- What is being asked: Filter the records below and copy every line containing the word "Write".

***** Input material *****

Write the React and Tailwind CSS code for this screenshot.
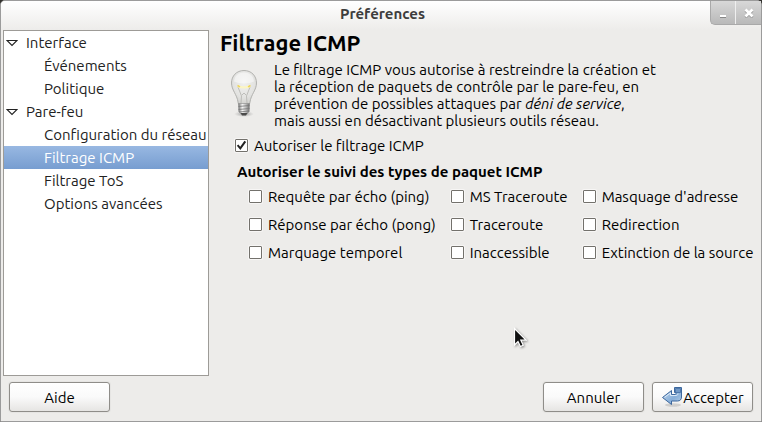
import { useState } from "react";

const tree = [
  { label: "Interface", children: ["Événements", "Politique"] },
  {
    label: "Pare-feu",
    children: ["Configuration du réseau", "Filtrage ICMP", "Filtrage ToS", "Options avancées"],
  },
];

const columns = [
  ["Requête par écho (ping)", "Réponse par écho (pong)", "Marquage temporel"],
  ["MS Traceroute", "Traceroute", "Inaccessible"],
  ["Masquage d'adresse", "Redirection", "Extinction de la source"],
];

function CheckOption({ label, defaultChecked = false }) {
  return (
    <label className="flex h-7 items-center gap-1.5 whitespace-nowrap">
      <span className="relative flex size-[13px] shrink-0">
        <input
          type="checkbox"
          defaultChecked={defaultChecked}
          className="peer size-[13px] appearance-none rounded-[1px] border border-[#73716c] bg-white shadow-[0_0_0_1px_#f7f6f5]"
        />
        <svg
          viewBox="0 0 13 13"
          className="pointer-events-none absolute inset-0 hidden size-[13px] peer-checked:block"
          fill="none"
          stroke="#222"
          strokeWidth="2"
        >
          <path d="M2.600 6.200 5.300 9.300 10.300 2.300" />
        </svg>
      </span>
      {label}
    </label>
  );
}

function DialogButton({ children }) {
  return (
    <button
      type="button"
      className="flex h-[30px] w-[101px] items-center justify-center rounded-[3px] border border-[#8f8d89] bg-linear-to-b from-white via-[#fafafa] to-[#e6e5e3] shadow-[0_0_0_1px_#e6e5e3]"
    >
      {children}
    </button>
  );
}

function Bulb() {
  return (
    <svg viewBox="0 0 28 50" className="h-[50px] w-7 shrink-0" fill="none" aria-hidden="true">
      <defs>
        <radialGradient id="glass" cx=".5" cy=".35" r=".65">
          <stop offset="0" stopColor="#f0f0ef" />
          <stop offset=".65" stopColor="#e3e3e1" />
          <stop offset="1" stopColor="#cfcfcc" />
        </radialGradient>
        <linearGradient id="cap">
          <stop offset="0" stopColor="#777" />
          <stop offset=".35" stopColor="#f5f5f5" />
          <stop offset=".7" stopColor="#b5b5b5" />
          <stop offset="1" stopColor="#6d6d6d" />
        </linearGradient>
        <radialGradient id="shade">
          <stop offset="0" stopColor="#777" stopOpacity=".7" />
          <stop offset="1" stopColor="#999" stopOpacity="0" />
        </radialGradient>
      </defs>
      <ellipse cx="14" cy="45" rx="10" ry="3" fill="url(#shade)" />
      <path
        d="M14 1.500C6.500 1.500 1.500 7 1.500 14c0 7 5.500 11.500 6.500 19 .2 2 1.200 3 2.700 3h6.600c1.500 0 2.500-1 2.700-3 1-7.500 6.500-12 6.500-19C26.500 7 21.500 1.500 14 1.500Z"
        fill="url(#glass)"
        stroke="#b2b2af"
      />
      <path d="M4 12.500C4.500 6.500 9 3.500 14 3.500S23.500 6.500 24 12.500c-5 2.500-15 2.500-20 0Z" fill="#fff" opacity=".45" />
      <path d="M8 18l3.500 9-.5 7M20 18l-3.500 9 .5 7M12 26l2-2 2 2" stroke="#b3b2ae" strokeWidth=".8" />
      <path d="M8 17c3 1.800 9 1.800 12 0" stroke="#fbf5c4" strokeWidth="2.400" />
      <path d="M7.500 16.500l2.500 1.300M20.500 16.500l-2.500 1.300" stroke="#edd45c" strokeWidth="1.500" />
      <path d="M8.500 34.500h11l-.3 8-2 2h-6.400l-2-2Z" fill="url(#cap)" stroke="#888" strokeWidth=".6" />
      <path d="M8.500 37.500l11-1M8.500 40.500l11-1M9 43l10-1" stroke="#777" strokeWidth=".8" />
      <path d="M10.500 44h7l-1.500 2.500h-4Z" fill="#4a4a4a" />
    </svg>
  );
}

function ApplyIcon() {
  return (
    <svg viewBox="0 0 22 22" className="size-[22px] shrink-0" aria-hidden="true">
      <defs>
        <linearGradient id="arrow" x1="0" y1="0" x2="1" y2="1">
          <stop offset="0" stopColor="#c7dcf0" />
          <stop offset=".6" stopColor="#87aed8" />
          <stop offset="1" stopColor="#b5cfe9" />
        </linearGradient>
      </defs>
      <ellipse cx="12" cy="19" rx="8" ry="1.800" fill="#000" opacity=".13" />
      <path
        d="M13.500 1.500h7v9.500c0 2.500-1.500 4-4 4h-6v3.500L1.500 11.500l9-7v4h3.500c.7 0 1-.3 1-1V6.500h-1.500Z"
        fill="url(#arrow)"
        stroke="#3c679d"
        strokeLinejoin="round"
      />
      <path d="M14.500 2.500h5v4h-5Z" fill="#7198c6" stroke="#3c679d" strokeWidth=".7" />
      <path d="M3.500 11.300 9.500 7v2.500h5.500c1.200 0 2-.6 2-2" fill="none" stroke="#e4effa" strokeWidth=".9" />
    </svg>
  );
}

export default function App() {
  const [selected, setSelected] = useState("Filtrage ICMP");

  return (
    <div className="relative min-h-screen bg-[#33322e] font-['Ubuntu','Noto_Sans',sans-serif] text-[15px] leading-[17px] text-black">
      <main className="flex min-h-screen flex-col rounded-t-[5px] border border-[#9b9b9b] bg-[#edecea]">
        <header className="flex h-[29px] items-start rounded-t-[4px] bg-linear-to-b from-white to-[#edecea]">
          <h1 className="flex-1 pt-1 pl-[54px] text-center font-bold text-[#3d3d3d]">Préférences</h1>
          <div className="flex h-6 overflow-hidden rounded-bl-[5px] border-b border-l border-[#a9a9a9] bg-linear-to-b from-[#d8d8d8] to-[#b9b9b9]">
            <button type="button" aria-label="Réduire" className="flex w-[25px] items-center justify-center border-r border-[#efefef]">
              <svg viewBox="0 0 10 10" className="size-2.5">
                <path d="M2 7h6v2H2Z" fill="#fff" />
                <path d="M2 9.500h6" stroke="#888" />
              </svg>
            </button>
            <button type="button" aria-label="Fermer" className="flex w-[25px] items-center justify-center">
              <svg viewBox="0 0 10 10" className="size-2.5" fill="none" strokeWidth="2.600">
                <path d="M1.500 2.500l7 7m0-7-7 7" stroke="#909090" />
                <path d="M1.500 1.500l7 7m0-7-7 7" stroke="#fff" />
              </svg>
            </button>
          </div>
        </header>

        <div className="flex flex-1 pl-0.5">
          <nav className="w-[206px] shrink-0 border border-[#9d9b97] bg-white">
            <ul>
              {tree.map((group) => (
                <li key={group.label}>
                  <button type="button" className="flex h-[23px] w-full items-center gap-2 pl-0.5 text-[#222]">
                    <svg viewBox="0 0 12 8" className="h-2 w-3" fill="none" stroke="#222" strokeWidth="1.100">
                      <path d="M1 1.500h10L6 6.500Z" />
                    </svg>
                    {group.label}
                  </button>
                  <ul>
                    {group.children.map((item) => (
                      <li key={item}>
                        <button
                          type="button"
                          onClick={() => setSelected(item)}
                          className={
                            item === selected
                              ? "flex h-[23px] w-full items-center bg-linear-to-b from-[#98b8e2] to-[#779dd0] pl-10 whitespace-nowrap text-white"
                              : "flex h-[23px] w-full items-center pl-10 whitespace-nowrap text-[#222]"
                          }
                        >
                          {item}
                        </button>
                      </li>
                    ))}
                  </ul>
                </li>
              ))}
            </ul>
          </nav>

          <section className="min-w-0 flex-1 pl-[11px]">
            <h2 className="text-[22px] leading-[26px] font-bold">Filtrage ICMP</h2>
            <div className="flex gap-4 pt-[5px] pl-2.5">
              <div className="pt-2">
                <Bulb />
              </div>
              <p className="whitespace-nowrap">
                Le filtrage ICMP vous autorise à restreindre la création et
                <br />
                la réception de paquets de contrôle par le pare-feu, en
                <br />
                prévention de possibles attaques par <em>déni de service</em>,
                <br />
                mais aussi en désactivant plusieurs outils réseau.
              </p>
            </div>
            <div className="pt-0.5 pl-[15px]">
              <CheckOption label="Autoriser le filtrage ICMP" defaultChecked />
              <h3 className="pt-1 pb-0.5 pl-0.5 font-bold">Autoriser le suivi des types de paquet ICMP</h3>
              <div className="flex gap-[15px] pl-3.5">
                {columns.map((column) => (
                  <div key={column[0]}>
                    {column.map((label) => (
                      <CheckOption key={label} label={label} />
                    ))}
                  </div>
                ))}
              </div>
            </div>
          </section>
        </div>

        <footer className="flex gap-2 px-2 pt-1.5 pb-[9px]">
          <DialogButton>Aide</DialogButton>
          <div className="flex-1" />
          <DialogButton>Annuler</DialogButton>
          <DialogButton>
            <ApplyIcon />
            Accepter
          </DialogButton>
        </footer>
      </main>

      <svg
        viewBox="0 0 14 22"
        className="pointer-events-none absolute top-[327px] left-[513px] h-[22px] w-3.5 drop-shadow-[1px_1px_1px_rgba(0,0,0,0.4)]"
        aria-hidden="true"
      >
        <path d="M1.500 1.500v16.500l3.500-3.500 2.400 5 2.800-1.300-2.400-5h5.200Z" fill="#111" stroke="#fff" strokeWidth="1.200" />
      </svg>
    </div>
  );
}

*****
***** Input material *****

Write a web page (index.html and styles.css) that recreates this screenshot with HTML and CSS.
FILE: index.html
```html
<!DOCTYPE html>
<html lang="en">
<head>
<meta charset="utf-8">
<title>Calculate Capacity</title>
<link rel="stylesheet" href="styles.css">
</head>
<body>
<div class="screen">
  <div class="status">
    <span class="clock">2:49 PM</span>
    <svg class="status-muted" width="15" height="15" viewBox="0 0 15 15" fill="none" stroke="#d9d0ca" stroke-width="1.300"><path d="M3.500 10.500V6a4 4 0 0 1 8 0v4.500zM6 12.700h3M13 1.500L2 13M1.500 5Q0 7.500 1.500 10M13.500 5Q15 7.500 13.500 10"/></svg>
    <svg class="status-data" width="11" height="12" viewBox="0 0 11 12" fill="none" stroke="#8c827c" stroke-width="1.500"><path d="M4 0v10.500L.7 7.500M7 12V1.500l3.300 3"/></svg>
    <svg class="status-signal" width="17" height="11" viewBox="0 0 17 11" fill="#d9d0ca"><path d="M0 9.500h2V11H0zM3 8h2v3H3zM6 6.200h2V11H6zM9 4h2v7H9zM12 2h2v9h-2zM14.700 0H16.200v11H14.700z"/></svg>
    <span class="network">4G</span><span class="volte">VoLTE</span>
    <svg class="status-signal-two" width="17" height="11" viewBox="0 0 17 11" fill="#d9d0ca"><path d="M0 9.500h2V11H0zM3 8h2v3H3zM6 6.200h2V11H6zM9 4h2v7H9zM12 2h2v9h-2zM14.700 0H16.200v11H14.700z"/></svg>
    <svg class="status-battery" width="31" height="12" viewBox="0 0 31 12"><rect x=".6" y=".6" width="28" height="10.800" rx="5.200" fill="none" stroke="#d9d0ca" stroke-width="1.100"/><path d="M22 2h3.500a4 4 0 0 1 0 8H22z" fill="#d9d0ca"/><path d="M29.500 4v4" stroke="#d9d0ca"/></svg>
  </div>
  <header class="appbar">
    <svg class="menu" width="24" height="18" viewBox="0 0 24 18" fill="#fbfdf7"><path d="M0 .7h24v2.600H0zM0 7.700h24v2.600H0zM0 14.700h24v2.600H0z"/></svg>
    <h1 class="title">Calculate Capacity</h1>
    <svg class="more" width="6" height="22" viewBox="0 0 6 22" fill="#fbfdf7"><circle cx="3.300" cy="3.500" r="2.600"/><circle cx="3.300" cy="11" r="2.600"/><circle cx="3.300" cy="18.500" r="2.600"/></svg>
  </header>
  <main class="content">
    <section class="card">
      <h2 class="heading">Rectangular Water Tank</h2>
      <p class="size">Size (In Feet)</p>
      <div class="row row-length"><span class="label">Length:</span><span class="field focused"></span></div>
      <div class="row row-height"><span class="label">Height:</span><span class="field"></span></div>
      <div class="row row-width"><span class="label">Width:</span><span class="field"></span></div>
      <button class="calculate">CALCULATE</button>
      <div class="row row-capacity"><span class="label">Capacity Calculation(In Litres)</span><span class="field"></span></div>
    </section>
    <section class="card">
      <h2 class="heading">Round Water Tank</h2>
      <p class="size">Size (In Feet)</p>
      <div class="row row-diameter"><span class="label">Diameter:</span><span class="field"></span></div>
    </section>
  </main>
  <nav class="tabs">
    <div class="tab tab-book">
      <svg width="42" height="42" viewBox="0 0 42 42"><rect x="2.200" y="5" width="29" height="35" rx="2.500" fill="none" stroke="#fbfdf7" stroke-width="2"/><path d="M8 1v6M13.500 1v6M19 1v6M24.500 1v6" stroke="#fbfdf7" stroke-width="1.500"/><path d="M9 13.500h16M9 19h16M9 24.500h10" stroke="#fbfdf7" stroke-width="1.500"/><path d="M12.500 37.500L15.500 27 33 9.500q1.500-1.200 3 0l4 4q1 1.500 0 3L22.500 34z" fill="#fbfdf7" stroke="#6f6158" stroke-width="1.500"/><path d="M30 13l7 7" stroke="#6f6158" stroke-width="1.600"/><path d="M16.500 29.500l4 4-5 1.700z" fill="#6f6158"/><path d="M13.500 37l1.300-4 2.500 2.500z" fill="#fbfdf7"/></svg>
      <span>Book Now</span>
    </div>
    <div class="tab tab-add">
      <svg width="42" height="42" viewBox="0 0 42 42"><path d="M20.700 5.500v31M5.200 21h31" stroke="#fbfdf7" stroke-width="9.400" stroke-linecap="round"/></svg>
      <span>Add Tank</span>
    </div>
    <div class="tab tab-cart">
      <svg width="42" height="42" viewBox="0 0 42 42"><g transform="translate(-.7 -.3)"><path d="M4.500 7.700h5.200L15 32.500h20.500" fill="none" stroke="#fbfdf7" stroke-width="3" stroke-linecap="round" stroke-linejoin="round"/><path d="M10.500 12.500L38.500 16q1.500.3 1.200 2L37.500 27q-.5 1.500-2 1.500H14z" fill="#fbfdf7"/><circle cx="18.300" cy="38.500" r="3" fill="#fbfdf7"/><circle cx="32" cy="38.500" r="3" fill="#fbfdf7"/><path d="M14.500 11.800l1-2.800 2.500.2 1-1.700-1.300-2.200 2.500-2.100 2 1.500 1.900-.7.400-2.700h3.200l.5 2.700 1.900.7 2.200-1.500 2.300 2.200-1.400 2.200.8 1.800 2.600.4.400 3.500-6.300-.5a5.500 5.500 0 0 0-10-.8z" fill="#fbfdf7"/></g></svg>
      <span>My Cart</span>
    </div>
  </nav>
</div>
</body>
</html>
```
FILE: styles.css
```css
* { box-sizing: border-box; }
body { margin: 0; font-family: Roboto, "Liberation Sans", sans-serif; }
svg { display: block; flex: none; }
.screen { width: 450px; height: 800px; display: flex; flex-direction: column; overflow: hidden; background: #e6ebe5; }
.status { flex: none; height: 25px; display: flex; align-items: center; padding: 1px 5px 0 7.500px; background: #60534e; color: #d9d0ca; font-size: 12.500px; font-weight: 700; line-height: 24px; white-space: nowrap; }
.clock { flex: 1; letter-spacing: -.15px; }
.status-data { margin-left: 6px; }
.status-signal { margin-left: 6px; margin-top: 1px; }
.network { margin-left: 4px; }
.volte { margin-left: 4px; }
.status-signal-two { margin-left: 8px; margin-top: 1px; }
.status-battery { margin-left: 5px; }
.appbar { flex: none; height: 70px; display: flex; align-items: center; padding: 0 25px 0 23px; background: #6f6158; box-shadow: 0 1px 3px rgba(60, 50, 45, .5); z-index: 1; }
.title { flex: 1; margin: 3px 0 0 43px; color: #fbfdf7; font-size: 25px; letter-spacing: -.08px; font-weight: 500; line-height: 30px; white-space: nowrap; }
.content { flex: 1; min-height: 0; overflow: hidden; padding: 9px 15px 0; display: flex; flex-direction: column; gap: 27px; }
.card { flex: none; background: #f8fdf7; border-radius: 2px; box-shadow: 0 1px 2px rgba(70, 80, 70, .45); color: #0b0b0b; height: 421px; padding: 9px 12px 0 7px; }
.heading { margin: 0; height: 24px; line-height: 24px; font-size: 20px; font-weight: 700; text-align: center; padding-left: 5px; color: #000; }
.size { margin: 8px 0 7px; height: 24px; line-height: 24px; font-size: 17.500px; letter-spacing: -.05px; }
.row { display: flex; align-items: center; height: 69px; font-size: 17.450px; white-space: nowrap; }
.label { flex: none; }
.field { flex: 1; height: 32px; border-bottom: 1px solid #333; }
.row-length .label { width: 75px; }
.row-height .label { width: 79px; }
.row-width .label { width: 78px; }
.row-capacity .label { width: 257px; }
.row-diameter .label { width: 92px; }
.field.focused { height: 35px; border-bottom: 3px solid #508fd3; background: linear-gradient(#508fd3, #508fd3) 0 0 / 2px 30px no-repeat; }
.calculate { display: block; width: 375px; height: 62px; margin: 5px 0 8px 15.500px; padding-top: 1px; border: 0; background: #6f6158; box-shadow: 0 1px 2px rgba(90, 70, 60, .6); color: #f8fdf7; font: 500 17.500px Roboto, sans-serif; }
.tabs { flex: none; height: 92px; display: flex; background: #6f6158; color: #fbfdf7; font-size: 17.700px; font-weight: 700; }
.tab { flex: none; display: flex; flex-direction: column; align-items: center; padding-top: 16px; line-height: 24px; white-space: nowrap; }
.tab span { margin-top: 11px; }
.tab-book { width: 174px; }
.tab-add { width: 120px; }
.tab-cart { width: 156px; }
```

*****

- Final answer:
Write the React and Tailwind CSS code for this screenshot.
Write a web page (index.html and styles.css) that recreates this screenshot with HTML and CSS.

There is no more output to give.